The OTEC program was supported at APL until 1984 when all funding was terminated by the Reagan administration.  Avery continued his interest in OTEC, presenting papers at national and international conferences on renewable energy, emphasizing the OTEC potential to make significant contributions to world fuel supplies.  He officially retired from APL in 1989 but was granted permission to retain his office at APL, as a consultant.   At that time the propulsion research laboratory at APL was renamed the Avery Propulsion Research Laboratory, in his honor.

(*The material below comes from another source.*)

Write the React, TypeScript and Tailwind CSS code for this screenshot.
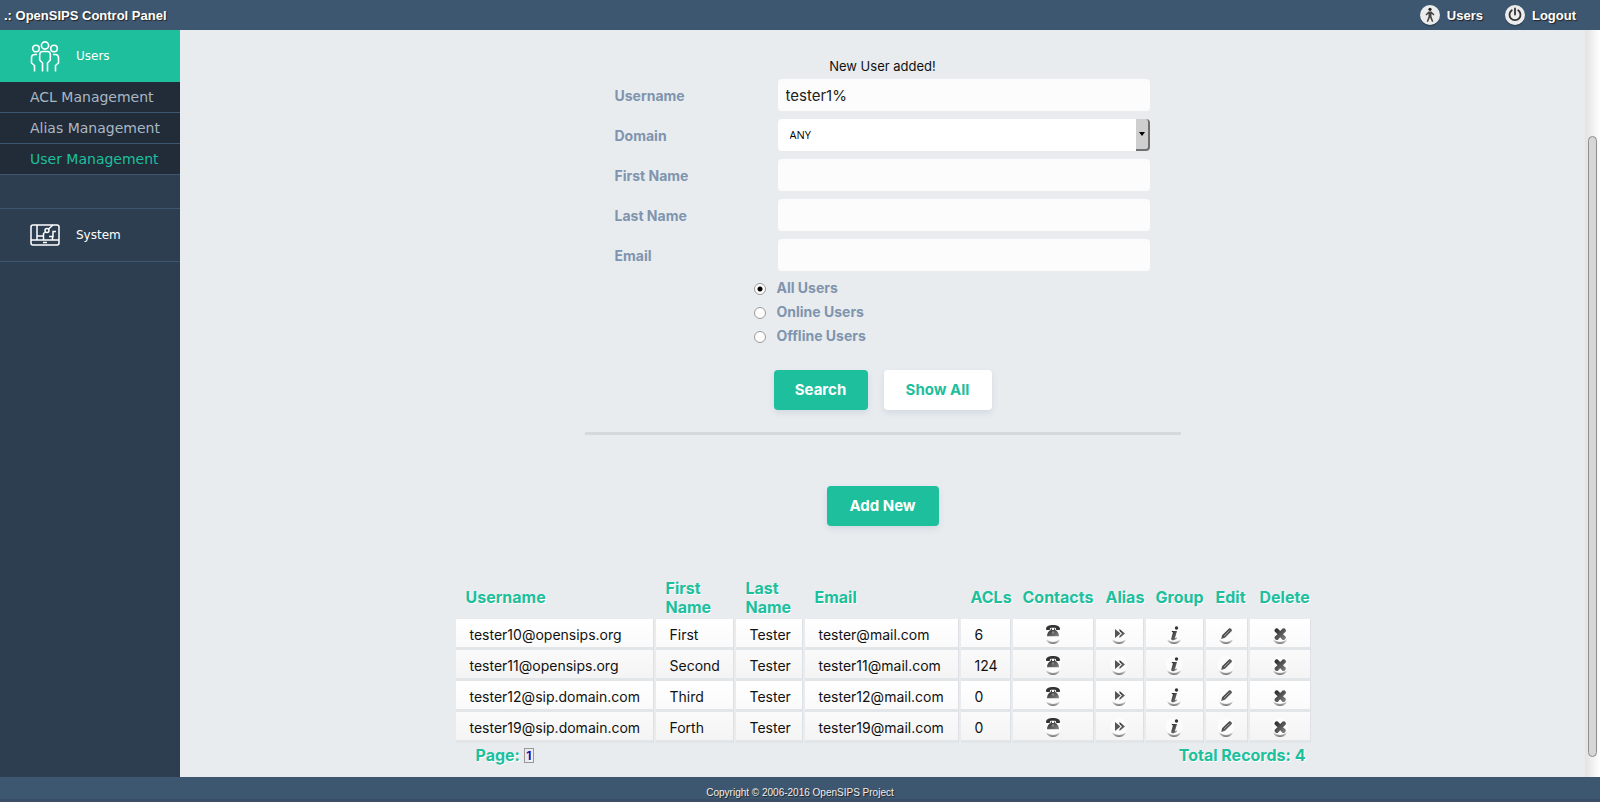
import React, { useState } from 'react'

const users = [
    { username: 'tester10@opensips.org', first: 'First', last: 'Tester', email: 'tester@mail.com', acls: 6 },
    { username: 'tester11@opensips.org', first: 'Second', last: 'Tester', email: 'tester11@mail.com', acls: 124 },
    { username: 'tester12@sip.domain.com', first: 'Third', last: 'Tester', email: 'tester12@mail.com', acls: 0 },
    { username: 'tester19@sip.domain.com', first: 'Forth', last: 'Tester', email: 'tester19@mail.com', acls: 0 },
]

const columns = [
    { label: 'Username', width: 'w-[197px]' },
    { label: 'First Name', width: 'w-[77px]' },
    { label: 'Last Name', width: 'w-[66px]' },
    { label: 'Email', width: 'w-[153px]' },
    { label: 'ACLs', width: 'w-[49px]' },
    { label: 'Contacts', width: 'w-[80px]' },
    { label: 'Alias', width: 'w-[47px]' },
    { label: 'Group', width: 'w-[57px]' },
    { label: 'Edit', width: 'w-[41px]' },
    { label: 'Delete', width: 'w-[60px]' },
]

const subMenu = ['ACL Management', 'Alias Management', 'User Management']

const statuses = ['All Users', 'Online Users', 'Offline Users']

const actions = ['Contacts', 'Alias', 'Group', 'Edit', 'Delete']

// White disc with the grey rim at its lower edge, shared by all row actions
const ActionIcon = ({ name }: { name: string }) => (
    <svg width="20" height="20" viewBox="0 0 20 20" aria-hidden="true">
        <defs>
            <linearGradient id={`glyph-${name}`} x1="0" y1="0" x2="1" y2="1">
                <stop offset="0" stopColor="#222" />
                <stop offset="1" stopColor="#888" />
            </linearGradient>
            <linearGradient id={`rim-${name}`} x1="0" y1="0" x2="0" y2="1">
                <stop offset="0.7" stopColor="#666" stopOpacity="0" />
                <stop offset="1" stopColor="#666" />
            </linearGradient>
        </defs>
        <circle cx="10" cy="11" r="8" fill={`url(#rim-${name})`} />
        <circle cx="10" cy="8.500" r="8.500" fill="#fcfcfc" />
        <g fill={`url(#glyph-${name})`}>
            {name === 'Contacts' && (
                <>
                    <path d="M3 3.800C3 1.400 6 0 10 0s7 1.400 7 3.800c0 .8-.3 1.200-1 1.200h-2c-.7 0-1-.4-1-1v-.9C11 2.700 9 2.700 7 3.100V4c0 .6-.3 1-1 1H4c-.7 0-1-.4-1-1.200z" fill="#333" />
                    <path d="M7.800 3.500h1.200V5h2V3.500h1.200V5c2 .8 3.800 3 3.800 6.300H4C4 8 5.800 5.800 7.800 5z" />
                    <circle cx="10" cy="7.500" r="1.300" fill="#888" />
                </>
            )}
            {name === 'Alias' && (
                <>
                    <path d="M6 4l5.500 4.500L6 13z" fill="#555" />
                    <path d="M10.500 4l5.500 4.500-5.500 4.500V11l2.500-2.500L10.500 6z" />
                </>
            )}
            {name === 'Group' && (
                <>
                    <circle cx="12.500" cy="3" r="1.700" fill="#333" />
                    <path d="M8 6h5l-2 7c-.1.600.4.500 1.600-.4l.4.600C11 15 9.500 15.500 8.300 15.200c-1.300-.3-1.200-1.200-.9-2.200L9 7.300l-1.400-.4z" />
                </>
            )}
            {name === 'Edit' && (
                <>
                    <path d="M5.200 14l.9-3.700 6.900-6.800c1-1 3.800 1.400 2.800 2.500L9 12.800z" />
                    <path d="M8 11l5.500-5.500" stroke="#bbb" strokeWidth="0.700" />
                </>
            )}
            {name === 'Delete' && <path d="M4.500 5L6 3.300 7.800 3.500l2.400 2.600 2.500-2.600 1.700-.2L16 5l-.2 1.500L13 9.200l2.800 2.600v1.500L14.300 15h-1.700l-2.400-2.700L7.800 15H6l-1.500-1.700.2-1.500 2.800-2.600-2.800-2.700z" />}
        </g>
    </svg>
)

const PeopleIcon = () => (
    <svg width="30" height="31" viewBox="0 0 30 31" fill="none" stroke="#fff" strokeWidth="1.600" aria-hidden="true">
        <circle cx="15" cy="4.500" r="3.600" />
        <circle cx="6" cy="7.500" r="3.300" />
        <circle cx="24" cy="7.500" r="3.300" />
        <path d="M12.500 30.500V22l-2.800-3v-5.500c0-2 1-3 3-3h4.600c2 0 3 1 3 3V19l-2.800 3v8.500" />
        <path d="M7 13.500H5C2.500 13.500 1.500 14.500 1.500 17v5L4.500 24.500v6M23 13.500h2c2.500 0 3.500 1 3.500 3.500v5l-3 2.500v6" />
    </svg>
)

const SystemIcon = () => (
    <svg width="30" height="22" viewBox="0 0 30 22" fill="none" stroke="#fff" strokeWidth="1.500" aria-hidden="true">
        <rect x="1" y="1" width="28" height="20" rx="2" />
        <path d="M1 16h28M7 1v15M7 12h6M13.500 16V9.500l2-1.500M18.500 5L23 1M19 12.500h4v-5h3M22.500 12.500V16M13 18.500h4" />
        <circle cx="17" cy="6.500" r="2" />
    </svg>
)

const HeaderDisc = ({ children }: { children: React.ReactNode }) => (
    <svg width="20" height="22" viewBox="0 0 20 22" aria-hidden="true">
        <circle cx="10" cy="11.500" r="10" fill="#26384a" opacity="0.600" />
        <circle cx="10" cy="10" r="10" fill="#ececec" />
        {children}
    </svg>
)

const TextField = ({ label, id, value = '' }: { label: string; id: string; value?: string }) => {
    const [text, setText] = useState(value)
    return (
        <div className="flex items-center">
            <label htmlFor={id} className="w-[163px] pt-px text-sm font-bold text-[#7f94ae]">{label}</label>
            <input
                id={id}
                type="text"
                value={text}
                onChange={(e) => setText(e.target.value)}
                className="h-8 min-w-0 flex-1 rounded bg-[#fcfcfc] px-2 text-[15px] text-[#222]"
            />
        </div>
    )
}

const App = () => {
    const [status, setStatus] = useState('All Users')

    return (
        <div className="flex min-h-screen flex-col bg-[#e8ecef] font-['Inter','Liberation_Sans',sans-serif]">
            <header className="flex h-[30px] items-center justify-between bg-[#3e5771] pt-px pr-6 pl-1 font-['Liberation_Sans',sans-serif] text-[13px] font-bold text-white [text-shadow:1px_1px_1px_#222]">
                <h1>.: OpenSIPS Control Panel</h1>
                <nav className="flex gap-[22px]">
                    <a href="#users" className="flex items-center gap-[7px]">
                        <HeaderDisc>
                            <circle cx="10" cy="4.300" r="1.600" fill="#222" />
                            <path d="M8.500 6.500h3l3 3-.8.900-2.200-1.600v2.700l1.800 5-1.300.5L10 12.500 8 17l-1.300-.5 1.800-5V8.800l-2.200 1.600-.8-.9z" fill="#444" />
                        </HeaderDisc>
                        Users
                    </a>
                    <a href="#logout" className="flex items-center gap-[7px]">
                        <HeaderDisc>
                            <path d="M6.800 5.200a5.500 5.500 0 1 0 6.400 0M10 3.500v6" fill="none" stroke="#333" strokeWidth="1.800" strokeLinecap="round" />
                        </HeaderDisc>
                        Logout
                    </a>
                </nav>
            </header>

            <div className="flex flex-1">
                {/* SIDEBAR */}
                <aside className="w-[180px] shrink-0 bg-[#2d3e50] font-['DejaVu_Sans',sans-serif] text-white">
                    <a href="#users" className="flex h-[52px] items-center gap-4 bg-[#1dbf9c] pl-[30px] text-xs">
                        <PeopleIcon />
                        Users
                    </a>
                    <ul>
                        {subMenu.map((item) => (
                            <li key={item} className="border-b border-[#3e5771] bg-[#212c38]">
                                <a
                                    href="#menu"
                                    className={`flex h-[30px] items-center pl-[30px] text-sm ${item === 'User Management' ? 'text-[#1dbf9c]' : 'text-[#aab7c4]'}`}
                                >
                                    {item}
                                </a>
                            </li>
                        ))}
                    </ul>
                    <a href="#system" className="mt-[33px] flex h-[54px] items-center gap-4 border-y border-[#3e5771] pl-[30px] text-xs">
                        <SystemIcon />
                        System
                    </a>
                </aside>

                <main className="flex min-w-0 flex-1 flex-col items-center pt-[26px]">
                    {/* SEARCH FORM */}
                    <form className="flex w-full max-w-[596px] flex-col border-b-3 border-[#d5d9dd] pb-[22px]" onSubmit={(e) => e.preventDefault()}>
                        <p className="h-[23px] text-center text-[13px] leading-5 text-[#111]">New User added!</p>
                        <div className="flex flex-col gap-2 pr-[31px] pl-[30px]">
                            <TextField label="Username" id="username" value="tester1%" />
                            <div className="flex items-center">
                                <label htmlFor="domain" className="w-[163px] pt-px text-sm font-bold text-[#7f94ae]">Domain</label>
                                <div className="relative min-w-0 flex-1">
                                    <select id="domain" className="block h-8 w-full appearance-none rounded bg-white px-3 font-['Open_Sans',sans-serif] text-[11px] text-black">
                                        <option>ANY</option>
                                    </select>
                                    <span className="pointer-events-none absolute inset-y-0 right-0 flex w-[14px] items-center justify-center rounded-r-sm border-r-2 border-b-2 border-[#707070] bg-[#cfcfcf]">
                                        <svg width="6" height="4" viewBox="0 0 6 4"><path d="M0 0h6L3 4z" /></svg>
                                    </span>
                                </div>
                            </div>
                            <TextField label="First Name" id="first-name" />
                            <TextField label="Last Name" id="last-name" />
                            <TextField label="Email" id="email" />
                        </div>
                        <div className="mt-[5px] flex flex-col pl-[169px]">
                            {statuses.map((item) => (
                                <label key={item} className="flex h-6 items-center gap-[11px] text-sm font-bold text-[#7f94ae]">
                                    <input
                                        type="radio"
                                        name="status"
                                        checked={status === item}
                                        onChange={() => setStatus(item)}
                                        className="mt-0.5 size-3 appearance-none rounded-full border border-[#999] bg-white checked:bg-[radial-gradient(circle,#000_0_2px,#fff_3px)]"
                                    />
                                    {item}
                                </label>
                            ))}
                        </div>
                        <div className="mt-[22px] flex justify-center gap-4">
                            <button type="submit" className="h-10 w-[94px] rounded bg-[#1dbf9c] text-[15px] font-bold text-white shadow-[0_3px_6px_#d3d9e1]">Search</button>
                            <button type="button" className="h-10 w-[108px] rounded bg-white text-[15px] font-bold text-[#1dbf9c] shadow-[0_3px_6px_#d3d9e1]">Show All</button>
                        </div>
                    </form>

                    <button type="button" className="mt-[51px] h-10 w-28 rounded bg-[#1dbf9c] text-[15px] font-bold text-white shadow-[0_3px_6px_#d3d9e1]">Add New</button>

                    {/* RESULTS */}
                    <table className="mt-12 w-full max-w-[860px] table-fixed border-separate border-spacing-x-[3px] border-spacing-y-0 text-sm leading-5 text-[#111]">
                        <thead>
                            <tr className="h-[45px] text-left text-base leading-[19px] text-[#1dbf9c] [text-shadow:1px_1px_0_#fff]">
                                {columns.map((column) => (
                                    <th key={column.label} scope="col" className={`${column.width} pt-0.5 pl-[10px] font-bold`}>{column.label}</th>
                                ))}
                            </tr>
                        </thead>
                        <tbody>
                            {users.map((user) => (
                                <tr key={user.username} className="group h-[31px]">
                                    {[user.username, user.first, user.last, user.email, user.acls].map((value, i) => (
                                        <td key={i} className="border-b-3 border-[#e3e6e9] bg-linear-to-b from-white to-[#fafafa] bg-clip-padding pt-[3px] pl-[14px] whitespace-nowrap shadow-[1px_0_0_#dde1e5] group-even:from-[#fafafa] group-even:to-[#f4f4f4]">{value}</td>
                                    ))}
                                    {actions.map((action) => (
                                        <td key={action} className="border-b-3 border-[#e3e6e9] bg-linear-to-b from-white to-[#fafafa] bg-clip-padding pt-[3px] shadow-[1px_0_0_#dde1e5] group-even:from-[#fafafa] group-even:to-[#f4f4f4]">
                                            <a href="#action" aria-label={`${action} ${user.username}`} className="flex justify-center">
                                                <ActionIcon name={action} />
                                            </a>
                                        </td>
                                    ))}
                                </tr>
                            ))}
                        </tbody>
                    </table>
                    <div className="flex w-full max-w-[854px] items-center justify-between pt-0.5 pr-1 pl-5 text-base leading-5 font-bold text-[#1dbf9c] [text-shadow:1px_1px_0_#fff]">
                        <span className="flex items-center gap-1">
                            Page:
                            <a href="#page" className="h-[15px] w-[10px] border border-[#999] text-center text-xs leading-[13px] text-[#1a0dab]">1</a>
                        </span>
                        <span>Total Records: 4</span>
                    </div>
                </main>

                {/* SCROLLBAR */}
                <div className="flex w-[15px] shrink-0 flex-col bg-linear-to-r from-[#e2e2e2] to-white px-[3px] pt-[106px] pb-5">
                    <div className="flex-1 rounded-full border border-[#8e8e8e] bg-[#d6d6d6]" />
                </div>
            </div>

            <footer className="flex h-[25px] items-center justify-center border-b-3 border-[#3a4f66] bg-[#3e5771] pt-2 font-['Liberation_Sans',sans-serif] text-[10px] text-[#eee] [text-shadow:1px_1px_1px_#222]">
                Copyright © 2006-2016 OpenSIPS Project
            </footer>
        </div>
    )
}

export default App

Concerned that the information collected during the period of major funding of OTEC was being lost, Avery began devoting full time to writing the OTEC book. The effort resulted in the review and collection of a data base of over 2500 documents.   A selection of material for incorporation in the book was then made that describes OTEC technology in sufficient depth to allow later investigators to proceed with OTEC construction, without reinventing the technology, when the need is recognized for large amounts of non-polluting fuel that OTEC could supply, and funding eventually becomes available.  In the meantime, Avery is working to demonstrate the performance features of ammonia as an automobile fuel and to acquaint the world audience with the role that OTEC can fulfill in assuring a sustainable future for planet earth.